■ TASK DIRECTIONS
List each line of the data that holds the word "styles".
=======
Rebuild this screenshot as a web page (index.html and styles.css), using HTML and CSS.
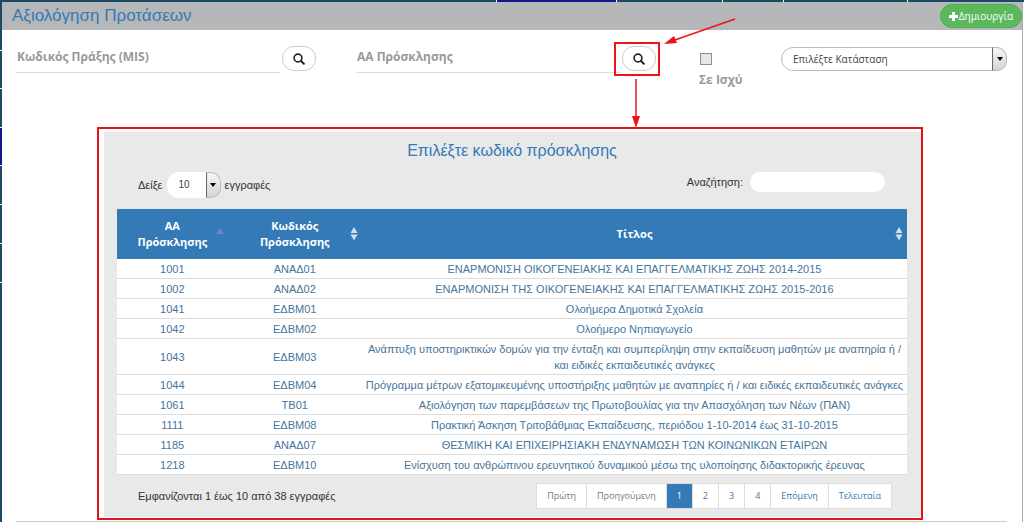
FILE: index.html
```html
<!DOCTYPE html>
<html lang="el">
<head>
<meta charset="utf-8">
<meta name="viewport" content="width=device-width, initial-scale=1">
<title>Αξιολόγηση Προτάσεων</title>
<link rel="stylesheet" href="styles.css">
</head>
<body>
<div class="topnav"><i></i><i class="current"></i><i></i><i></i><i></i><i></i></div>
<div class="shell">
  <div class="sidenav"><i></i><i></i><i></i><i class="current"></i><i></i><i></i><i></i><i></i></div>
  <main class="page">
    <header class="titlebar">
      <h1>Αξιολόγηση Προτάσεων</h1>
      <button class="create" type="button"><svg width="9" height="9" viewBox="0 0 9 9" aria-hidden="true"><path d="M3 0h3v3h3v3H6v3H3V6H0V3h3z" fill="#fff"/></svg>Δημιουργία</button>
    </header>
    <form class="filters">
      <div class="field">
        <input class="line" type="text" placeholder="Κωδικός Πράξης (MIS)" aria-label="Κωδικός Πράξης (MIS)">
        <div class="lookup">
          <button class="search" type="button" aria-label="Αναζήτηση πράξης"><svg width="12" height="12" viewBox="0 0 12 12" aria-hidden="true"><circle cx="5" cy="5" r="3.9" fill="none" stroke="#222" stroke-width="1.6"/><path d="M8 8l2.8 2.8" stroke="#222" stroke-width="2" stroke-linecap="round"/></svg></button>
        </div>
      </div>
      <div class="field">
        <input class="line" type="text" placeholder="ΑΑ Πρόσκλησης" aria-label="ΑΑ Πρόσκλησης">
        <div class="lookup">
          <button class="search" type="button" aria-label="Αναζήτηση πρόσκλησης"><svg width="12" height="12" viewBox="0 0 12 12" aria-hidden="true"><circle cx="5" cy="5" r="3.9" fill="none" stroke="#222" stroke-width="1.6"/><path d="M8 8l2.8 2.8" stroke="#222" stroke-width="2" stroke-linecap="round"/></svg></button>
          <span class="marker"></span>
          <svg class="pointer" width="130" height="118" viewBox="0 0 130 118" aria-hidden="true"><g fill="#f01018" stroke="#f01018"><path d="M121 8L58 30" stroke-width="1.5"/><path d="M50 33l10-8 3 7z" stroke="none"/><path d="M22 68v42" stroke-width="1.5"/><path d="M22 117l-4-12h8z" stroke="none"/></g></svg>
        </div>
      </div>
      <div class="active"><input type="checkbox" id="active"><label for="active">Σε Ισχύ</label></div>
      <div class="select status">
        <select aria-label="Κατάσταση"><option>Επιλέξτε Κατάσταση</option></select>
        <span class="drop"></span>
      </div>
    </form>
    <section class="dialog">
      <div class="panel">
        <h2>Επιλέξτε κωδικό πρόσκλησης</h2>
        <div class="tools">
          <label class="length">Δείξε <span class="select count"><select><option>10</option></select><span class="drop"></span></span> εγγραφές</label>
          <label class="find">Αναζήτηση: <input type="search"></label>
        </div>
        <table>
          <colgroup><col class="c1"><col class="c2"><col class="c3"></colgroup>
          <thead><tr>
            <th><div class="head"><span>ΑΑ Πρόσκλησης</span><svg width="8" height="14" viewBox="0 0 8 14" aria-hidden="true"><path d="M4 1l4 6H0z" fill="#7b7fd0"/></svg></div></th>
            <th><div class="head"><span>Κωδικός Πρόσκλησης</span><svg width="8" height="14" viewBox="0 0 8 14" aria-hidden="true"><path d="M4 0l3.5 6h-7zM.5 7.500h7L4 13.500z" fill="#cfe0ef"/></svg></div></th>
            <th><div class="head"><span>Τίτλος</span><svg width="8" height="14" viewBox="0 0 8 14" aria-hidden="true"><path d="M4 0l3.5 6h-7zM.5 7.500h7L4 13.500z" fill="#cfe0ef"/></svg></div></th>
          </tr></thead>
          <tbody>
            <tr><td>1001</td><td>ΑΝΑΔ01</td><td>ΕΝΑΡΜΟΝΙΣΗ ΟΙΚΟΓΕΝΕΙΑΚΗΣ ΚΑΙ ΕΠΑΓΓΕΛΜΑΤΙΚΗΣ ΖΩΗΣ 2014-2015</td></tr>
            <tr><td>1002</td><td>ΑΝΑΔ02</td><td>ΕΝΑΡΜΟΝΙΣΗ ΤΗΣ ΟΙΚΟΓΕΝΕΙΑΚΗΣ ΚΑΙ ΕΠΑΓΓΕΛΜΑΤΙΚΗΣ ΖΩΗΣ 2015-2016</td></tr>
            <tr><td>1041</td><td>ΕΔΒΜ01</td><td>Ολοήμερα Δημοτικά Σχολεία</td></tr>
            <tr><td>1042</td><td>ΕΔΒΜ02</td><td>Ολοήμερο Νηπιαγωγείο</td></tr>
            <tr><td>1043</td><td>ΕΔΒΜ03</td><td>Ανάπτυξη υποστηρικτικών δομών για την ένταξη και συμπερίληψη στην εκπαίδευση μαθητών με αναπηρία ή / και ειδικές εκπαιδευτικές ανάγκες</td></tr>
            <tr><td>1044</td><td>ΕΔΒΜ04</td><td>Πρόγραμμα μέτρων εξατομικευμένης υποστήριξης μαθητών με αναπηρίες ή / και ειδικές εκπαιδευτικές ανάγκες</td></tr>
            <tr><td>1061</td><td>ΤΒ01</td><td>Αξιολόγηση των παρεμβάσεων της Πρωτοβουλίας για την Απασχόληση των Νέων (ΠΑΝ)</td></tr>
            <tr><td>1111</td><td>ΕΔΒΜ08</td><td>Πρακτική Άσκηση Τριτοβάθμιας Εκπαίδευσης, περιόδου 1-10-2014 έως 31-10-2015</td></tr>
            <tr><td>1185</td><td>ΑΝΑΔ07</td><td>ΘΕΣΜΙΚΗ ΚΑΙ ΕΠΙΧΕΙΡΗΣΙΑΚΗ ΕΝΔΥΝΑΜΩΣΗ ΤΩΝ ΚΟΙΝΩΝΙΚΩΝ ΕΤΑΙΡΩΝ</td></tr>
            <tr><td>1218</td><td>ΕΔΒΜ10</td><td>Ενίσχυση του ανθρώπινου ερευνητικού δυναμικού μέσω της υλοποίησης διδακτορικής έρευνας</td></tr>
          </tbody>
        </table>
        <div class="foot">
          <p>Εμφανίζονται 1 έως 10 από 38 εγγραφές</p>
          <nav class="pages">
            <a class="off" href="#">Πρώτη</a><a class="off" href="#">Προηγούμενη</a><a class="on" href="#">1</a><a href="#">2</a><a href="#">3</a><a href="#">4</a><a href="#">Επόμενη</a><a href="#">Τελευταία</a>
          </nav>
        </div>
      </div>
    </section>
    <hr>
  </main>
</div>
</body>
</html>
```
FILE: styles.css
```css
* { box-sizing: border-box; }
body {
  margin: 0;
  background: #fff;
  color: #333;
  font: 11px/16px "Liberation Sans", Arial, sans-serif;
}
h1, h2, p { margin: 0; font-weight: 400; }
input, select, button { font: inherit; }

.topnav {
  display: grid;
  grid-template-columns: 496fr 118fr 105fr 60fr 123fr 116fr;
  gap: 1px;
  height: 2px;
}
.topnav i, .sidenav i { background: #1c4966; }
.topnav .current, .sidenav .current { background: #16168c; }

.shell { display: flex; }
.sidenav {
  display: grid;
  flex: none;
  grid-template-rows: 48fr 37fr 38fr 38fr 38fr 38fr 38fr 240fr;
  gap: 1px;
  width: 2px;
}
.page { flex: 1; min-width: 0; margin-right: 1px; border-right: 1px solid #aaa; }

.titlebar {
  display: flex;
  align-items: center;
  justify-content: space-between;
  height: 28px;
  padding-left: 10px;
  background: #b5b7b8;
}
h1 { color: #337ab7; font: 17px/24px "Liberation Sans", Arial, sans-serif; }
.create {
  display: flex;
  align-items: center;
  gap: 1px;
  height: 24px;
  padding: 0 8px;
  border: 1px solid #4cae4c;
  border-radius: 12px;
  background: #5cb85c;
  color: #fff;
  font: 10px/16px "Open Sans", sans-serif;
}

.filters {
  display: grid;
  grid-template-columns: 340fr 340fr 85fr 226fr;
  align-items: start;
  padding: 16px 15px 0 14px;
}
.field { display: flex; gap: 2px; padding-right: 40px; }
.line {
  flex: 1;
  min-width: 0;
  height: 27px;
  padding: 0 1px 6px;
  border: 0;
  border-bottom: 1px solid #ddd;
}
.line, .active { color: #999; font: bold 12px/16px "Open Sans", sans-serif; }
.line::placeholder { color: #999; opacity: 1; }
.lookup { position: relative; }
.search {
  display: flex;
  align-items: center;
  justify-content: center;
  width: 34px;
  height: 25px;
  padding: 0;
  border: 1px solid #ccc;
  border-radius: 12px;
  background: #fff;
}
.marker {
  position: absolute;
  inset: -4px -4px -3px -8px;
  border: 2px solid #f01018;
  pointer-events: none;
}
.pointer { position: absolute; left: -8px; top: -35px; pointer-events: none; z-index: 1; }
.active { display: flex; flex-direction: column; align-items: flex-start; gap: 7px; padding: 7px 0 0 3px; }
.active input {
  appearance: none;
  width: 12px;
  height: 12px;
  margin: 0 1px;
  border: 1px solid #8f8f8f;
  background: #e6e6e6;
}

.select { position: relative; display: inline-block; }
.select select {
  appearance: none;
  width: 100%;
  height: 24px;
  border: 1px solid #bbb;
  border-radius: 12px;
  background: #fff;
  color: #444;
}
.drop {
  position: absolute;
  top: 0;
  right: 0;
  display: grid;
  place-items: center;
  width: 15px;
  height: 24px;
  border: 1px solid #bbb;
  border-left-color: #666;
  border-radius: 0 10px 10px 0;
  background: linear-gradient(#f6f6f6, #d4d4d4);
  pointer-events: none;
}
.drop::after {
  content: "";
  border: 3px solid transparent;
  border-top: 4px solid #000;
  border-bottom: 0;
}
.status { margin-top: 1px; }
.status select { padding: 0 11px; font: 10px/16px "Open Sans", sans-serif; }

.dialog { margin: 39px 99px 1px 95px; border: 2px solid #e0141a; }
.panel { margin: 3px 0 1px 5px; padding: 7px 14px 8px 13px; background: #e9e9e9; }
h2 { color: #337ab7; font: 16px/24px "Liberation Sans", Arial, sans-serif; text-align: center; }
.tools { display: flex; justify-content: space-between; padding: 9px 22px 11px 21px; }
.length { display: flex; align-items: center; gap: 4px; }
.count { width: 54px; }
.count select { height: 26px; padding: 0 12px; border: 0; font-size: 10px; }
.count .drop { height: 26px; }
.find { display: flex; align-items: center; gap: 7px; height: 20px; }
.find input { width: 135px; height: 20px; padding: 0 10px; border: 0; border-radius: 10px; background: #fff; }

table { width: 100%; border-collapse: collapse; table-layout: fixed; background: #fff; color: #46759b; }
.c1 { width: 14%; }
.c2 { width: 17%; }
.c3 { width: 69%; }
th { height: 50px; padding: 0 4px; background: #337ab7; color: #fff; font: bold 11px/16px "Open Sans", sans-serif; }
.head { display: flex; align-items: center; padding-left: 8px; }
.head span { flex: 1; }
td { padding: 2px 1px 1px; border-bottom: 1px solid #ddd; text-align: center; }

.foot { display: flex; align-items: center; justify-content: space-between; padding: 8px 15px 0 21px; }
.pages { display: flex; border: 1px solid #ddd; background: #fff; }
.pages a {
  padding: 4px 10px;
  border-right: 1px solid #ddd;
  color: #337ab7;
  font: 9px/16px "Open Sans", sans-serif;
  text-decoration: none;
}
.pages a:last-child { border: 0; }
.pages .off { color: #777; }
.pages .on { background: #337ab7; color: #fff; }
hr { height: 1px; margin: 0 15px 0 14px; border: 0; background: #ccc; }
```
=======
■ CORRECT OUTPUT
Rebuild this screenshot as a web page (index.html and styles.css), using HTML and CSS.
<link rel="stylesheet" href="styles.css">
FILE: styles.css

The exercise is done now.